Dispersive Modal Characteristics of Guided Waves Propagating in Damaged Rails

Abstract

The dispersive modal characteristics of propagating guided waves are useful for efficiently detecting defects in high-speed railway rails due to their advantages. This paper presents an effective method for directly analyzing the effect of defects in rails on the dispersive modal characteristics of propagating guided waves, which can be utilized for the defect detection in rails. By using the semianalytical finite element method and from the characteristic equations of the guided wave propagation in waveguides, a general perturbation method is developed to provide an exact relationship between the perturbations of structural stiffness caused by damage and the perturbations of dispersive modal characteristics of propagating guided waves. Thus, the phase velocity and group velocity for the damaged waveguide can be accurately predicted.
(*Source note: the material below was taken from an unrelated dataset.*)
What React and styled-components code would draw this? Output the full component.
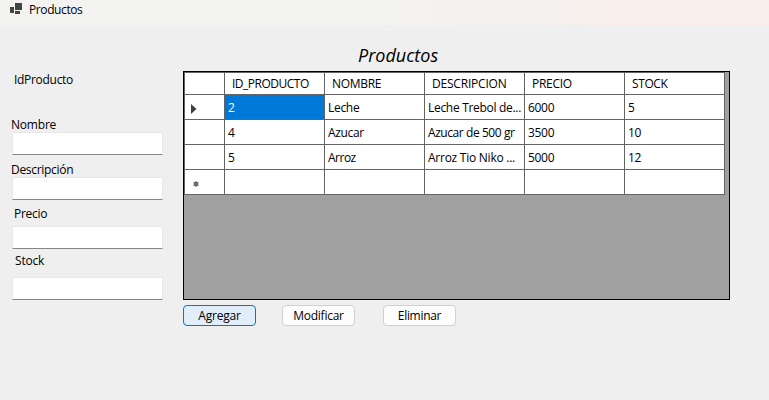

From the obtained propagating guided wave modes, a mode selection index used for selecting effective guided waves for damage detection is introduced by evaluating the nodal displacements and energy concentrations on the rail surfaces. Finally, a numerical study for a high-speed rail is given to demonstrate the effectiveness of the proposed method for rail defect detection and propagating mode selection. The results of the numerical study show that the dispersive modal properties of propagating modes are affected by the location and size of defects in the rail, and the proposed method can give useful information for effective detection of defects in rails.